Britain will make electric car chargers compulsory for new buildings in England from 2022, as it switches away from high-polluting vehicles, Prime Minister Boris Johnson said on Monday.
Johnson, fresh from hosting the COP26 climate change summit, told business leaders that he will legislate to compel charging points in new homes, supermarkets and workplaces in England, as part of his carbon-slashing plans.
The new legislation will create 145,000 new charging points per year and apply also to major renovation projects.
"We will require new homes and buildings to have electric vehicle charging points," Johnson told the annual gathering of the Confederation of Business Industry (CBI).
The move is a step towards banning new sales of diesel and petrol cars in the UK from 2030, as part of efforts to reach net zero carbon emissions by 2050.

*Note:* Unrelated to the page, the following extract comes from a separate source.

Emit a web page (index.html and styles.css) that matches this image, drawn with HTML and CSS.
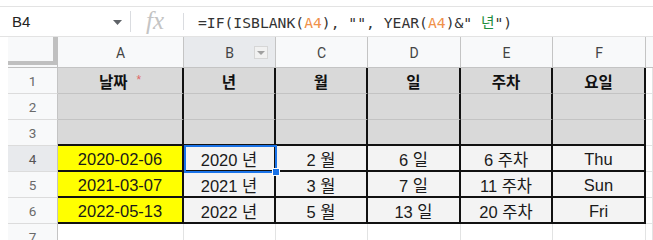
FILE: index.html
```html
<!DOCTYPE html>
<html lang="ko">
<head>
<meta charset="utf-8">
<title>Sheet</title>
<link rel="stylesheet" href="styles.css">
</head>
<body>
<div class="bar">
  <div class="namebox"><span>B4</span><svg class="caret" width="9" height="5" viewBox="0 0 9 5"><path d="M0 0H9L4.5 5Z" fill="#5f6368"/></svg></div>
  <div class="sep"></div>
  <div class="fx">fx</div>
  <div class="sep short"></div>
  <div class="formula">=IF(ISBLANK(<span class="ref">A4</span>), "", YEAR(<span class="ref">A4</span>)&amp;" <span class="str">년</span>")</div>
</div>
<div class="sheet">
  <div class="corner"><div class="corner-in"></div></div>
  <div class="ch">A</div>
  <div class="ch sel">B<span class="filter"><svg width="8" height="4" viewBox="0 0 8 4"><path d="M0 0H8L4 4Z" fill="#a0a0a0"/></svg></span></div>
  <div class="ch">C</div>
  <div class="ch">D</div>
  <div class="ch">E</div>
  <div class="ch">F</div>
  <div class="ch extra"></div>

  <div class="rh">1</div>
  <div class="c hd b">날짜<span class="req">*</span></div>
  <div class="c hd b">년</div>
  <div class="c hd b">월</div>
  <div class="c hd b">일</div>
  <div class="c hd b">주차</div>
  <div class="c hd b">요일</div>
  <div class="c"></div>

  <div class="rh">2</div>
  <div class="c hd"></div>
  <div class="c hd"></div>
  <div class="c hd"></div>
  <div class="c hd"></div>
  <div class="c hd"></div>
  <div class="c hd"></div>
  <div class="c"></div>

  <div class="rh">3</div>
  <div class="c hd last"></div>
  <div class="c hd last"></div>
  <div class="c hd last"></div>
  <div class="c hd last"></div>
  <div class="c hd last"></div>
  <div class="c hd last"></div>
  <div class="c"></div>

  <div class="rh sel">4</div>
  <div class="c dt yel">2020-02-06</div>
  <div class="c dt gr active">2020 년<div class="selbox"><div class="handle"></div></div></div>
  <div class="c dt gr">2 월</div>
  <div class="c dt gr">6 일</div>
  <div class="c dt gr">6 주차</div>
  <div class="c dt gr">Thu</div>
  <div class="c"></div>

  <div class="rh">5</div>
  <div class="c dt yel">2021-03-07</div>
  <div class="c dt gr">2021 년</div>
  <div class="c dt gr">3 월</div>
  <div class="c dt gr">7 일</div>
  <div class="c dt gr">11 주차</div>
  <div class="c dt gr">Sun</div>
  <div class="c"></div>

  <div class="rh">6</div>
  <div class="c dt yel">2022-05-13</div>
  <div class="c dt gr">2022 년</div>
  <div class="c dt gr">5 월</div>
  <div class="c dt gr">13 일</div>
  <div class="c dt gr">20 주차</div>
  <div class="c dt gr">Fri</div>
  <div class="c"></div>

  <div class="rh">7</div>
  <div class="c"></div>
  <div class="c"></div>
  <div class="c"></div>
  <div class="c"></div>
  <div class="c"></div>
  <div class="c"></div>
  <div class="c"></div>
</div>
</body>
</html>
```

FILE: styles.css
```css
* { box-sizing: border-box; }
html, body {
  margin: 0;
  background: #fff;
  width: 653px;
  height: 240px;
  overflow: hidden;
  font-family: "Liberation Sans", "Noto Sans CJK KR", sans-serif;
}
.bar {
  margin-top: 6px;
  height: 31px;
  border-top: 1px solid #e3e3e3;
  border-bottom: 1px solid #e3e3e3;
  display: flex;
  align-items: center;
}
.namebox {
  width: 130px;
  display: flex;
  align-items: center;
  justify-content: space-between;
  padding: 0 8px 0 12px;
  font-size: 15px;
  color: #222;
}
.caret { margin-top: 1px; }
.sep {
  width: 1px;
  height: 21px;
  background: #dadce0;
}
.sep.short { height: 17px; }
.fx {
  width: 52px;
  padding-left: 15px;
  font-family: "Liberation Serif", serif;
  font-style: italic;
  font-size: 25px;
  color: #c4c4c4;
  line-height: 1;
  margin-top: -3px;
}
.formula {
  padding-left: 14px;
  font-family: "DejaVu Sans Mono", "Noto Sans CJK KR", monospace;
  font-size: 14.7px;
  color: #333;
  white-space: pre;
}
.ref { color: #f0914a; }
.str { color: #1e8e3e; }

.sheet {
  display: grid;
  grid-template-columns: 50px 126px 92px 92px 93px 92px 93px 1fr;
  grid-template-rows: 31px repeat(7, 26px);
  padding-left: 8px;
}
.sheet > div {
  display: flex;
  align-items: center;
  justify-content: center;
}
.corner {
  background: #f8f9fa;
  border-right: 1px solid #c0c0c0;
  border-bottom: 1px solid #c0c0c0;
  align-items: stretch !important;
  justify-content: stretch !important;
}
.corner-in {
  flex: 1;
  border-right: 4px solid #c0c0c0;
  border-bottom: 4px solid #c0c0c0;
  margin-bottom: 2px;
}
.ch {
  background: #f8f9fa;
  border-right: 1px solid #c4c4c4;
  border-bottom: 1px solid #c4c4c4;
  font-family: "Roboto", "Liberation Sans", sans-serif;
  font-size: 14px;
  color: #444;
  padding-top: 1px;
}
.ch.sel {
  background: #e8eaed;
  position: relative;
}
.ch.extra { border-right: none; }
.filter {
  position: absolute;
  right: 7px;
  top: 9px;
  width: 14px;
  height: 13px;
  border: 1px solid #d6d6d6;
  background: #f1f1f1;
  display: flex;
  align-items: center;
  justify-content: center;
}
.rh {
  background: #f8f9fa;
  border-right: 1px solid #c4c4c4;
  border-bottom: 1px solid #dcdcdc;
  font-family: "Roboto", "Liberation Sans", sans-serif;
  font-size: 13.5px;
  color: #6a6a6a;
}
.rh.sel { background: #e8eaed; color: #555; }
.c {
  border-right: 1px solid #e2e3e3;
  border-bottom: 1px solid #e2e3e3;
  font-size: 16.5px;
  color: #1a1a1a;
}
.hd {
  background: #d9d9d9;
  border-right: 2px solid #111;
  border-bottom: 1px solid #c3c3c3;
}
.hd.last { border-bottom: 2px solid #111; }
.b {
  font-family: "Noto Sans CJK KR", sans-serif;
  font-weight: bold;
  font-size: 15.5px;
  color: #111;
}
.req {
  color: #e06666;
  font-family: "Liberation Sans", sans-serif;
  font-size: 12px;
  font-weight: normal;
  align-self: flex-start;
  margin: 5px 0 0 9px;
}
.dt {
  border-right: 2px solid #111;
  border-bottom: 2px solid #111;
  padding-top: 2px;
}
.yel { background: #ffff00; }
.gr { background: #f3f3f3; }
.active { position: relative; }
.selbox {
  position: absolute;
  left: 0;
  top: -1px;
  right: -3px;
  bottom: -3px;
  border: 2px solid #1a73e8;
}
.handle {
  position: absolute;
  right: -5px;
  bottom: -5px;
  width: 8px;
  height: 8px;
  background: #1a73e8;
  border: 1px solid #fff;
}
```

Johnson wants Britain to lead global efforts to transition to net zero in order to help the economy recover from pandemic fallout.
"This is a pivotal moment -- we cannot go on as we are," Johnson added. "We have to adapt our economy to the green industrial revolution.
"We have to use our massive investment in science and technology and we have to raise our productivity and then we have to get out your way."
There are currently about 25,000 charging points in Britain.
However, the Competition and Markets Authority regulator estimates that more than 10 times this amount will be needed by 2030.